Promising directions include:

• Meta reasoning and adaptive computation allocation, where algorithms dynamically balance search depth, exploration, and robustness based on game context and uncertainty.
• Cross cluster synthesis, combining worst case reasoning from adversarial search, statistical robustness from MCTS, and inductive bias from learning augmented methods.
• Game aware algorithm selection and configuration, where the structure of the target game guides the prioritization of quality, optimality, and robustness.

Achieving such unification would represent a significant conceptual advance, enabling gaming search algorithms to adapt their behavior systematically rather than through ad hoc design choices.

9.7. Outlook

The trajectory of gaming search algorithms reveals a field that continually redefines success in response to new challenges. Early emphasis on exact optimality gave way to empirical decision quality and, more recently, to robustness under uncertainty and scale. The next phase of research will likely focus on making these trade offs explicit, principled, and measurable, rather than accepting them as implicit consequences of algorithm choice.

By grounding future work in the lessons distilled across clusters and game types, the community can move toward gaming search systems that not only perform well but also offer clearer guarantees, stronger robustness, and deeper insight into the nature of intelligent decision making in games.

10. Conclusions

This taxonomy-based survey examined the evolution of decision quality, optimality, and robustness in gaming search algorithms, analyzing 61 works from 1946 to 2025 through a gaming-specific taxonomy and four-dimensional design space. The literature was organized into six thematic clusters — spatial pathfinding and navigation, adversarial game-tree search, Monte Carlo tree search and bandit-based planning, metaheuristic optimization, learning-augmented search, and search under uncertainty and partial observability enabling systematic cross-cluster comparison of methods that have historically been studied in isolation.

The evidence across all six clusters converges on a central finding: no single algorithmic paradigm simultaneously maximizes decision quality, optimality, and robustness across all gaming contexts. Early methods anchored in well-specified deterministic models achieved formal optimality guarantees but proved brittle as games grew in scale, interactivity, and uncertainty. Sampling-based planning decoupled decision quality from exact evaluation, recasting optimality as an asymptotic property and robustness as graceful degradation under constrained computation. Learning-augmented methods subsequently achieved unprecedented empirical performance in large, complex games, yet traded formal guarantees for benchmark dominance and introduced new robustness vulnerabilities around generalization and distribution shift. Across all clusters, this pattern of rebalancing — rather than simultaneous improvement along all three dimensions has been the primary engine of progress.

This survey delivers four contributions. First, a gaming-specific taxonomy structures a fragmented literature into six coherent clusters grounded in how algorithms are actually deployed and evaluated in games, rather than in algorithmic technique alone. Second, a four-dimensional design space — covering interaction topology, information structure, computational regime, and source of search guidance provides a consistent framework for comparing methods across clusters, including hybrid approaches. Third, a cross-cluster historical synthesis traces the paradigm shifts from analytic correctness toward empirical benchmarking, sampling-based planning, and neural-guided search, documenting how evaluation methodologies evolved in parallel. Fourth, a structured map of open challenges identifies where principled frameworks for managing quality–optimality–robustness trade-offs remain absent, providing a research agenda for the field.
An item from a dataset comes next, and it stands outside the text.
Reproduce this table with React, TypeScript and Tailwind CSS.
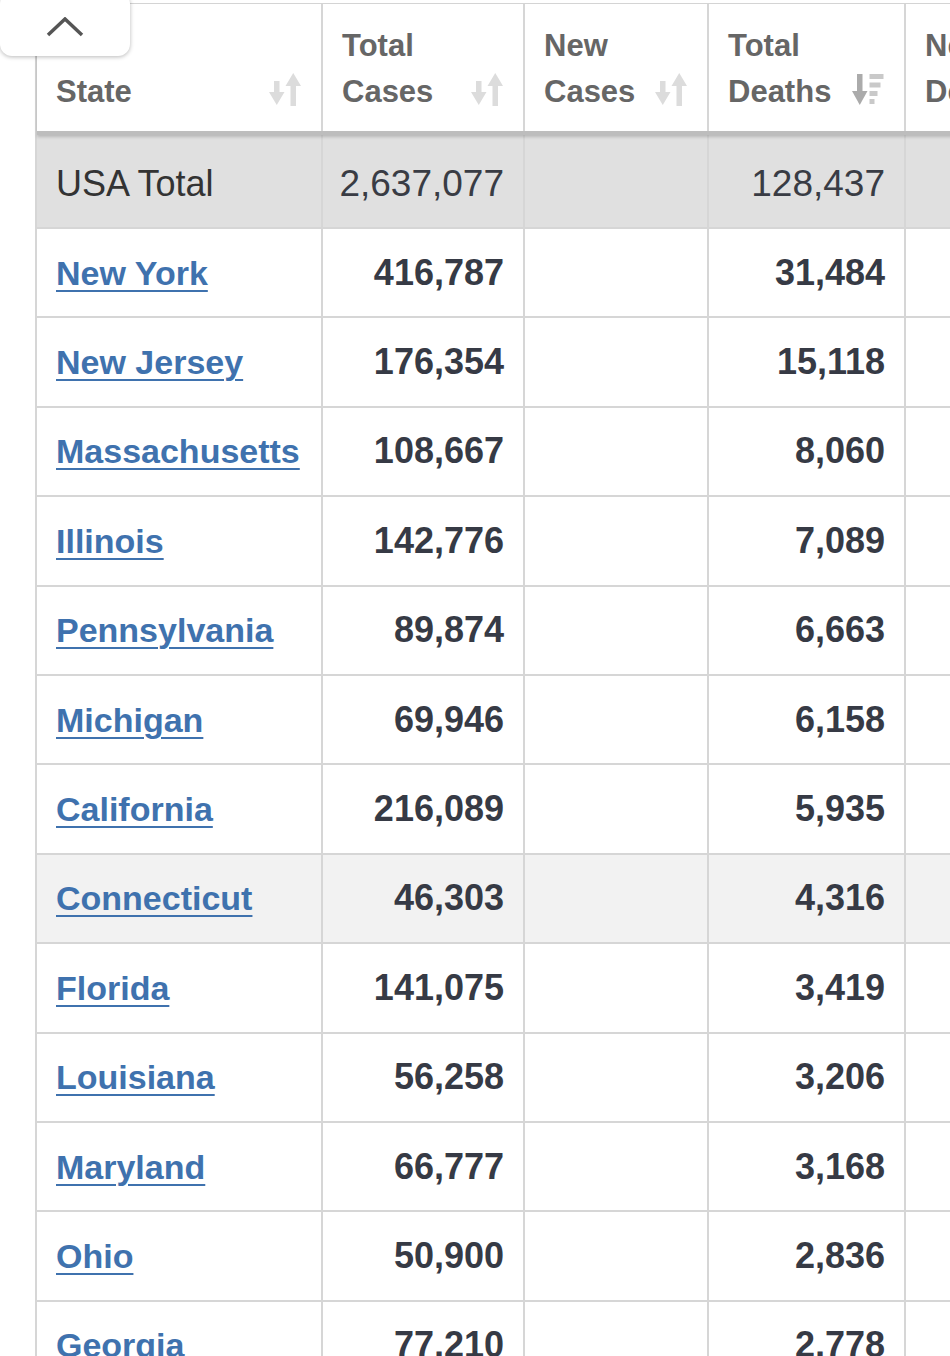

The corpus of 61 works was assembled through domain-scoped literature selection and is not exhaustive; papers at the boundary of gaming and adjacent fields such as robotic planning or combinatorial optimization were included only where they contributed directly to gaming search methodology. The temporal coverage extends to early 2025, and works published or released after this horizon are not reflected. Single-author classification of papers into taxonomy clusters introduces subjectivity at boundary cases, particularly for hybrid methods that span multiple clusters. These constraints bound the claims of comprehensiveness but do not affect the core analytical findings.

The open challenges identified across clusters — reconciling empirical performance with principled optimality, achieving robust generalization under distribution shift, unifying evaluation methodologies, scaling to multi-agent and partially observable environments, and developing interpretable search–learning hybrids are examined in depth. Addressing these challenges will require principled frameworks that make quality–optimality–robustness trade-offs explicit and controllable, rather than accepting them as implicit consequences of algorithm design. This survey provides artificial intelligence researchers and game developers with a structured foundation for navigating those trade-offs across the full landscape of gaming search algorithms.